Six weeks ago an unforecasted flood swept through the valley. The river has moved sideways and in places completely changed course, he says.
“A lot of sediment has been picked up and deposited in different spots. But at other places it looks like half a metre of rocks and gravel have been scoured out of the bed.
“It’s not unusual for these rivers to change so dramatically, but it makes it challenging for us.”
Rutherford is heading further north to the Acheron River to the first of two NIWA river monitoring site stops on Molesworth today. However, the northern abutment of the bridge spanning the Clarence has been washed away – making for what Rutherford describes as “an interesting crossing” which he executes deftly in a sturdy 4WD.
He needs to measure how fast the rivers are flowing, how much water is flowing along them and how high they are. Hydrologists call this measurement the discharge. And they – or their computers – calculate it by multiplying the area of water in a cross section by its average speed. The water level data are fed into a scientific model that estimates the discharge allowing them to monitor flow in real time and continuously.
But when the river changes the models need to be updated with new data and that means more trips more often into the hills for Rutherford and his colleagues.

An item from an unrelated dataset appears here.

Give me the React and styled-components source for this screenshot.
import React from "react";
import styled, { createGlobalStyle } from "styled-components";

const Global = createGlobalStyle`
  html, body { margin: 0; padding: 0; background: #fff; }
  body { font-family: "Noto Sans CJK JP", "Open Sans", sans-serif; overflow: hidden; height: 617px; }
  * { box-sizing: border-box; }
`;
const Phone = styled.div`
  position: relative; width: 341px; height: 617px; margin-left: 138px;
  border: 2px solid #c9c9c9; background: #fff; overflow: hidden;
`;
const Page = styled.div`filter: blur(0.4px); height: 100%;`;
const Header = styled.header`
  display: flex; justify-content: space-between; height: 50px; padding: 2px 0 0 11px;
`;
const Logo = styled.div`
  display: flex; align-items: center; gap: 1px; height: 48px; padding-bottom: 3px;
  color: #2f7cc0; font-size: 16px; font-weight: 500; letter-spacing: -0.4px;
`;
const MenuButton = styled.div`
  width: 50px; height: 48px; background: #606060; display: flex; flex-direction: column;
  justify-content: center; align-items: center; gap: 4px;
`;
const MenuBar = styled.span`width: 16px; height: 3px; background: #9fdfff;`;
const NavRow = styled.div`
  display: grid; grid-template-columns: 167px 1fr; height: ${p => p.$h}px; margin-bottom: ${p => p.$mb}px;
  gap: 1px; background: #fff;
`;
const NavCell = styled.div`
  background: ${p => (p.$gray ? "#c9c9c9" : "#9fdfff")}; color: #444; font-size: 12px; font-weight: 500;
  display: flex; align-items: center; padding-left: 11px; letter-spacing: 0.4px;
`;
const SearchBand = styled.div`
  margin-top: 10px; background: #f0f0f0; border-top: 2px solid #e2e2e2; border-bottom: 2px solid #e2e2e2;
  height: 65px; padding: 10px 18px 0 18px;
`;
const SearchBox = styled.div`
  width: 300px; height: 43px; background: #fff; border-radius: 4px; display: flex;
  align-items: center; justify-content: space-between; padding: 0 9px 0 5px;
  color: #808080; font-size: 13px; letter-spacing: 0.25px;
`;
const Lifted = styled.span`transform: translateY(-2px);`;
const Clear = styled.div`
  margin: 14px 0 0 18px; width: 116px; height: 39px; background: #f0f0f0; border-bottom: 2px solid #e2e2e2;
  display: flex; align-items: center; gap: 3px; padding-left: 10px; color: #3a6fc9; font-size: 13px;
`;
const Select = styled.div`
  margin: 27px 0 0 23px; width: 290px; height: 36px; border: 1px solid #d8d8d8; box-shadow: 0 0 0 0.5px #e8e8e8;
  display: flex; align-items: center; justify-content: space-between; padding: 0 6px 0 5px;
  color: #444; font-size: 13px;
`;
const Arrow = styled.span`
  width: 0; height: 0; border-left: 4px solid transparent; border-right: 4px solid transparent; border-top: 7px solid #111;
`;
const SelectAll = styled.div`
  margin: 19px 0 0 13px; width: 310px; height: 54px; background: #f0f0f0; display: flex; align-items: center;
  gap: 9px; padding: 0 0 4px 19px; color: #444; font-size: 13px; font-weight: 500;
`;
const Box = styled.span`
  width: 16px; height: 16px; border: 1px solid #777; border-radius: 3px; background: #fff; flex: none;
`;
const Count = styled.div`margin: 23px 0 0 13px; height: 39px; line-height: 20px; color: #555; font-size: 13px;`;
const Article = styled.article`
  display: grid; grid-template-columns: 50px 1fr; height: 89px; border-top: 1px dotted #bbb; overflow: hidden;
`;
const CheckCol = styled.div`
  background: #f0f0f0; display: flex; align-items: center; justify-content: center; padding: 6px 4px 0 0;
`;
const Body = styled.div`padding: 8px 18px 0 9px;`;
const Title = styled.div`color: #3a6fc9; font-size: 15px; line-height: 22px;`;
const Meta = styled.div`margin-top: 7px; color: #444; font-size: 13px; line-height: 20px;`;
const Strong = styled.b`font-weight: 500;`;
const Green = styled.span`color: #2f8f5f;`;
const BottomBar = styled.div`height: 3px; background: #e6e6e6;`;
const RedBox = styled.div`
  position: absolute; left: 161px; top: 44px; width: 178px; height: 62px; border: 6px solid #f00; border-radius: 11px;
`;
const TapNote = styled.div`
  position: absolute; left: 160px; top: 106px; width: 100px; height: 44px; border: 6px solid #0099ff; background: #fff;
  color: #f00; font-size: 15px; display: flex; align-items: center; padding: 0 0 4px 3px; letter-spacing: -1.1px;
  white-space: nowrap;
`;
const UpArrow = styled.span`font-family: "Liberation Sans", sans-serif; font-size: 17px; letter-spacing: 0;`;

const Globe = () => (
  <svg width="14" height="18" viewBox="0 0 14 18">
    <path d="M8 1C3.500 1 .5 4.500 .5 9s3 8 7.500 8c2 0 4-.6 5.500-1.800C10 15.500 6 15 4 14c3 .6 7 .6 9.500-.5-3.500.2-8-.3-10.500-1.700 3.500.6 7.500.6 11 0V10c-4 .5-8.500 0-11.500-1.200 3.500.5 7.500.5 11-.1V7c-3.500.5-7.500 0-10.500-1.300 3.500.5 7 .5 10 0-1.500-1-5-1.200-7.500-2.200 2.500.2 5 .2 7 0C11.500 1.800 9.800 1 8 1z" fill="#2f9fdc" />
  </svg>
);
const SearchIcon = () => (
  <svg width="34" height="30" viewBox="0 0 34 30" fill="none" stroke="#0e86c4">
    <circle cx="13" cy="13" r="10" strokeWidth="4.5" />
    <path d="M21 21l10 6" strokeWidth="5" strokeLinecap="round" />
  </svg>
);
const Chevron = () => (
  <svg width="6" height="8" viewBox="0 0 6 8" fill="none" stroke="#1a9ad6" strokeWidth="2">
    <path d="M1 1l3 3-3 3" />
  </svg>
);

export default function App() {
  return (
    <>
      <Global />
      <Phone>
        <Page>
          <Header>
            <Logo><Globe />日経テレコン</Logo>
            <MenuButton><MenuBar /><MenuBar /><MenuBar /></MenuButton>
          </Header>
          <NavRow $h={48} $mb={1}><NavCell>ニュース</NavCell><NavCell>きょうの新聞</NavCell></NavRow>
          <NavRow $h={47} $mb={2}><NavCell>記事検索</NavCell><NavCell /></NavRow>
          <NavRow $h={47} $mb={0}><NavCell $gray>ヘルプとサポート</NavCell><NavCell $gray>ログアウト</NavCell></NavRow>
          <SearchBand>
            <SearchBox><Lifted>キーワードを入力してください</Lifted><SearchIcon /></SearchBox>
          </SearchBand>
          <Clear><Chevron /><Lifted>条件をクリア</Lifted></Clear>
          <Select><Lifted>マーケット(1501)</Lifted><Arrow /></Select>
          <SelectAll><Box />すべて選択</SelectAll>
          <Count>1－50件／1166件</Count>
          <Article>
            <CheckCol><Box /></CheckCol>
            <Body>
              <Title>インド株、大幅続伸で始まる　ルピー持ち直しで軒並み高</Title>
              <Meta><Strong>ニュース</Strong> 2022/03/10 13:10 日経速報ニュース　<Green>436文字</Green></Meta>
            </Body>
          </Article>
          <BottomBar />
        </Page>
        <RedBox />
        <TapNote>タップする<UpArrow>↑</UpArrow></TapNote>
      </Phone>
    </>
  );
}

Both Molesworth sites have been recording information since the late 1960s when the former Ministry of Works built large concrete towers connected to the river to measure water levels and flow speeds. These long-term records are immensely valuable.
“The changes we see, they happen over decades. Short term data sets tell us a little bit what happened at a given time, but it doesn’t show us any patterns and it doesn’t show us magnitude,” says Rutherford.
“You need long term records to capture flood events and low flow events so we know when a river really is in low flow, and what the ecological impacts might be.”
The long-term measurements are also used to estimate how much a river could flood by, and therefore how big a road bridge needs to be built, or what size culverts can handle the volume of flood water.
It’s the sort of information regional councils and commercial users need all the time and is routine work for NIWA.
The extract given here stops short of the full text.